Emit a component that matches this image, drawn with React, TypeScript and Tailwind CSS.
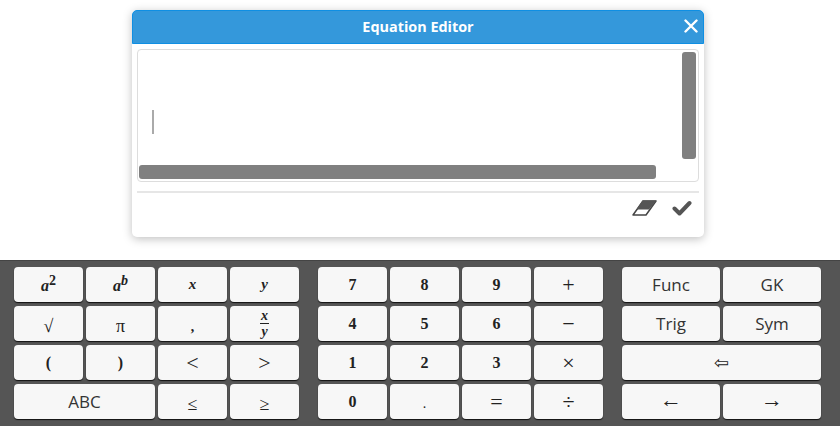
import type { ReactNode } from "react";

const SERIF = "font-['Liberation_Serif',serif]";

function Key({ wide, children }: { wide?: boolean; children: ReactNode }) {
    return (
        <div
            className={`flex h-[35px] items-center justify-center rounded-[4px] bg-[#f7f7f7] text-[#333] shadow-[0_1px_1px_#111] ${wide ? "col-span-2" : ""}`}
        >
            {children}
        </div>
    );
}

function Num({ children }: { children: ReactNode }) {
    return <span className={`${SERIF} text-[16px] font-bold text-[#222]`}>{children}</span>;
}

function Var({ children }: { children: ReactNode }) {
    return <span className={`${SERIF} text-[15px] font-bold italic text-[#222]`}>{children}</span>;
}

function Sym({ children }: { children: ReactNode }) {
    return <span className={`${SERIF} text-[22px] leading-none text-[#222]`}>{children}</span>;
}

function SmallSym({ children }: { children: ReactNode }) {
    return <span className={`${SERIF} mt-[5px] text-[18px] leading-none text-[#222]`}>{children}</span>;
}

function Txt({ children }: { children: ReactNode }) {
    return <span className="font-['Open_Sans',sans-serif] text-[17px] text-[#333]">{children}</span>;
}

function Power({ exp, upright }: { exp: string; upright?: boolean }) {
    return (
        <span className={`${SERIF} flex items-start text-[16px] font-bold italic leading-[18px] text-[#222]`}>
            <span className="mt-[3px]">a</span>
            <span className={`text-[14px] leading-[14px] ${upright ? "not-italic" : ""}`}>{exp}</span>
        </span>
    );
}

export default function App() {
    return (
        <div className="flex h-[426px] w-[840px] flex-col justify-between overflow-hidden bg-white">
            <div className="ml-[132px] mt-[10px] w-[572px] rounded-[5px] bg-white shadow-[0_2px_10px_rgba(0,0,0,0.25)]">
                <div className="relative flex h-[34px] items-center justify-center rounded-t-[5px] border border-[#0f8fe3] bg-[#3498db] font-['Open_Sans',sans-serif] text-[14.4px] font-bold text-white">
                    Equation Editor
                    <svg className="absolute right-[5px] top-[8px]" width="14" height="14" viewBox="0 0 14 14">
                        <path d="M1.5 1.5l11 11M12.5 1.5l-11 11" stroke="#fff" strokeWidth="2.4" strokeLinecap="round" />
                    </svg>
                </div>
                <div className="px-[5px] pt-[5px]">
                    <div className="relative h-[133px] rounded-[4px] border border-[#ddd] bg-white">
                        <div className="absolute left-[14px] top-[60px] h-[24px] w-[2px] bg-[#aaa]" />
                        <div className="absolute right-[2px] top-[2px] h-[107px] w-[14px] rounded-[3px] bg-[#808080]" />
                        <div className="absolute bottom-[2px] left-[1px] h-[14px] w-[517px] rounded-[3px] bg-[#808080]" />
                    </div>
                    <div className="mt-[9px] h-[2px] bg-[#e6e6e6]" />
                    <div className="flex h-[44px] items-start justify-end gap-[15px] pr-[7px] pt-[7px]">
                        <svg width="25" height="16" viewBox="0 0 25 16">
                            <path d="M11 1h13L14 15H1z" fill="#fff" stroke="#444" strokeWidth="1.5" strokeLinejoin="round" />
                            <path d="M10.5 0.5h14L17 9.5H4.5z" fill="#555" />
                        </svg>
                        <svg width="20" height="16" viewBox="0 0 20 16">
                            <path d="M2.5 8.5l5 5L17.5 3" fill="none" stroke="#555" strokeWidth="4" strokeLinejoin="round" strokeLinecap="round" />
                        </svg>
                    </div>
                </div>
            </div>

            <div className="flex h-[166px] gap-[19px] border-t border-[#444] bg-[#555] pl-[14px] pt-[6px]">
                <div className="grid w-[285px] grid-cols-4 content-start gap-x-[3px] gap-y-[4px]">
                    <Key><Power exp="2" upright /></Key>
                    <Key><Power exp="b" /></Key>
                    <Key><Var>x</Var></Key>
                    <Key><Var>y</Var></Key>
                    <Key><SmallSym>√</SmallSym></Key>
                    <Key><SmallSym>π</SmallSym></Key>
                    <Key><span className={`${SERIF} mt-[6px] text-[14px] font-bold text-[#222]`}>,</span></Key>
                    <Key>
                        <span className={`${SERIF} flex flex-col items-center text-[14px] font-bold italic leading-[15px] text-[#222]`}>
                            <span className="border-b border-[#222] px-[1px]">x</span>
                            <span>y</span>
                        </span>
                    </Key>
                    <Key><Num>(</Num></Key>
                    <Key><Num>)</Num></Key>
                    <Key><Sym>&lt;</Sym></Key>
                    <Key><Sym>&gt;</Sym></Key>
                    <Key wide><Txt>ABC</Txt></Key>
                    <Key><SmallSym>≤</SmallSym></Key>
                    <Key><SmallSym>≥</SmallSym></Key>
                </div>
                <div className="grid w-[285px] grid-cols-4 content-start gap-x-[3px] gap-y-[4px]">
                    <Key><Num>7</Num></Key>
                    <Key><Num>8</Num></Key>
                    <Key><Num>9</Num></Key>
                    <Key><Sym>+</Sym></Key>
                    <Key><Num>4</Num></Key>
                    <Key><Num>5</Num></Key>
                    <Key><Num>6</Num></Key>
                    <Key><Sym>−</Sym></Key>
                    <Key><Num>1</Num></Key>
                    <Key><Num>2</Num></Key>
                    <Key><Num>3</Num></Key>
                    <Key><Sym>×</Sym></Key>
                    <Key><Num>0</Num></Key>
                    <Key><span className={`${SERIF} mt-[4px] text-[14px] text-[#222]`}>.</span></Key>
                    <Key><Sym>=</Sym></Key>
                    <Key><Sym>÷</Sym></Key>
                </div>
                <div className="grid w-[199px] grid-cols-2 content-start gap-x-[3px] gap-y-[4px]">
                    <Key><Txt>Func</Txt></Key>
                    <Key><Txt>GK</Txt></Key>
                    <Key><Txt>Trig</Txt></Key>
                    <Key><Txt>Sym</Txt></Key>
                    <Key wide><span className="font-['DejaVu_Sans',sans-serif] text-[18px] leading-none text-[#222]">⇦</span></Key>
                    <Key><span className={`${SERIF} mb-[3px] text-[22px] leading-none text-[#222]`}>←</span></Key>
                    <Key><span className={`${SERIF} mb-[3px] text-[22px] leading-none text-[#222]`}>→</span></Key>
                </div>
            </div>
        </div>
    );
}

= TASK REQUIREMENTS =
Set every line down exactly as written, leaving each picture out.

= FINAL RESULT =
Emit a component that matches this image, drawn with React, TypeScript and Tailwind CSS.
import type { ReactNode } from "react";

const SERIF = "font-['Liberation_Serif',serif]";

function Key({ wide, children }: { wide?: boolean; children: ReactNode }) {
    return (
        <div
            className={`flex h-[35px] items-center justify-center rounded-[4px] bg-[#f7f7f7] text-[#333] shadow-[0_1px_1px_#111] ${wide ? "col-span-2" : ""}`}
        >
            {children}
        </div>
    );
}

function Num({ children }: { children: ReactNode }) {
    return <span className={`${SERIF} text-[16px] font-bold text-[#222]`}>{children}</span>;
}

function Var({ children }: { children: ReactNode }) {
    return <span className={`${SERIF} text-[15px] font-bold italic text-[#222]`}>{children}</span>;
}

function Sym({ children }: { children: ReactNode }) {
    return <span className={`${SERIF} text-[22px] leading-none text-[#222]`}>{children}</span>;
}

function SmallSym({ children }: { children: ReactNode }) {
    return <span className={`${SERIF} mt-[5px] text-[18px] leading-none text-[#222]`}>{children}</span>;
}

function Txt({ children }: { children: ReactNode }) {
    return <span className="font-['Open_Sans',sans-serif] text-[17px] text-[#333]">{children}</span>;
}

function Power({ exp, upright }: { exp: string; upright?: boolean }) {
    return (
        <span className={`${SERIF} flex items-start text-[16px] font-bold italic leading-[18px] text-[#222]`}>
            <span className="mt-[3px]">a</span>
            <span className={`text-[14px] leading-[14px] ${upright ? "not-italic" : ""}`}>{exp}</span>
        </span>
    );
}

export default function App() {
    return (
        <div className="flex h-[426px] w-[840px] flex-col justify-between overflow-hidden bg-white">
            <div className="ml-[132px] mt-[10px] w-[572px] rounded-[5px] bg-white shadow-[0_2px_10px_rgba(0,0,0,0.25)]">
                <div className="relative flex h-[34px] items-center justify-center rounded-t-[5px] border border-[#0f8fe3] bg-[#3498db] font-['Open_Sans',sans-serif] text-[14.4px] font-bold text-white">
                    Equation Editor
                    <svg className="absolute right-[5px] top-[8px]" width="14" height="14" viewBox="0 0 14 14">
                        <path d="M1.5 1.5l11 11M12.5 1.5l-11 11" stroke="#fff" strokeWidth="2.4" strokeLinecap="round" />
                    </svg>
                </div>
                <div className="px-[5px] pt-[5px]">
                    <div className="relative h-[133px] rounded-[4px] border border-[#ddd] bg-white">
                        <div className="absolute left-[14px] top-[60px] h-[24px] w-[2px] bg-[#aaa]" />
                        <div className="absolute right-[2px] top-[2px] h-[107px] w-[14px] rounded-[3px] bg-[#808080]" />
                        <div className="absolute bottom-[2px] left-[1px] h-[14px] w-[517px] rounded-[3px] bg-[#808080]" />
                    </div>
                    <div className="mt-[9px] h-[2px] bg-[#e6e6e6]" />
                    <div className="flex h-[44px] items-start justify-end gap-[15px] pr-[7px] pt-[7px]">
                        <svg width="25" height="16" viewBox="0 0 25 16">
                            <path d="M11 1h13L14 15H1z" fill="#fff" stroke="#444" strokeWidth="1.5" strokeLinejoin="round" />
                            <path d="M10.5 0.5h14L17 9.5H4.5z" fill="#555" />
                        </svg>
                        <svg width="20" height="16" viewBox="0 0 20 16">
                            <path d="M2.5 8.5l5 5L17.5 3" fill="none" stroke="#555" strokeWidth="4" strokeLinejoin="round" strokeLinecap="round" />
                        </svg>
                    </div>
                </div>
            </div>

            <div className="flex h-[166px] gap-[19px] border-t border-[#444] bg-[#555] pl-[14px] pt-[6px]">
                <div className="grid w-[285px] grid-cols-4 content-start gap-x-[3px] gap-y-[4px]">
                    <Key><Power exp="2" upright /></Key>
                    <Key><Power exp="b" /></Key>
                    <Key><Var>x</Var></Key>
                    <Key><Var>y</Var></Key>
                    <Key><SmallSym>√</SmallSym></Key>
                    <Key><SmallSym>π</SmallSym></Key>
                    <Key><span className={`${SERIF} mt-[6px] text-[14px] font-bold text-[#222]`}>,</span></Key>
                    <Key>
                        <span className={`${SERIF} flex flex-col items-center text-[14px] font-bold italic leading-[15px] text-[#222]`}>
                            <span className="border-b border-[#222] px-[1px]">x</span>
                            <span>y</span>
                        </span>
                    </Key>
                    <Key><Num>(</Num></Key>
                    <Key><Num>)</Num></Key>
                    <Key><Sym>&lt;</Sym></Key>
                    <Key><Sym>&gt;</Sym></Key>
                    <Key wide><Txt>ABC</Txt></Key>
                    <Key><SmallSym>≤</SmallSym></Key>
                    <Key><SmallSym>≥</SmallSym></Key>
                </div>
                <div className="grid w-[285px] grid-cols-4 content-start gap-x-[3px] gap-y-[4px]">
                    <Key><Num>7</Num></Key>
                    <Key><Num>8</Num></Key>
                    <Key><Num>9</Num></Key>
                    <Key><Sym>+</Sym></Key>
                    <Key><Num>4</Num></Key>
                    <Key><Num>5</Num></Key>
                    <Key><Num>6</Num></Key>
                    <Key><Sym>−</Sym></Key>
                    <Key><Num>1</Num></Key>
                    <Key><Num>2</Num></Key>
                    <Key><Num>3</Num></Key>
                    <Key><Sym>×</Sym></Key>
                    <Key><Num>0</Num></Key>
                    <Key><span className={`${SERIF} mt-[4px] text-[14px] text-[#222]`}>.</span></Key>
                    <Key><Sym>=</Sym></Key>
                    <Key><Sym>÷</Sym></Key>
                </div>
                <div className="grid w-[199px] grid-cols-2 content-start gap-x-[3px] gap-y-[4px]">
                    <Key><Txt>Func</Txt></Key>
                    <Key><Txt>GK</Txt></Key>
                    <Key><Txt>Trig</Txt></Key>
                    <Key><Txt>Sym</Txt></Key>
                    <Key wide><span className="font-['DejaVu_Sans',sans-serif] text-[18px] leading-none text-[#222]">⇦</span></Key>
                    <Key><span className={`${SERIF} mb-[3px] text-[22px] leading-none text-[#222]`}>←</span></Key>
                    <Key><span className={`${SERIF} mb-[3px] text-[22px] leading-none text-[#222]`}>→</span></Key>
                </div>
            </div>
        </div>
    );
}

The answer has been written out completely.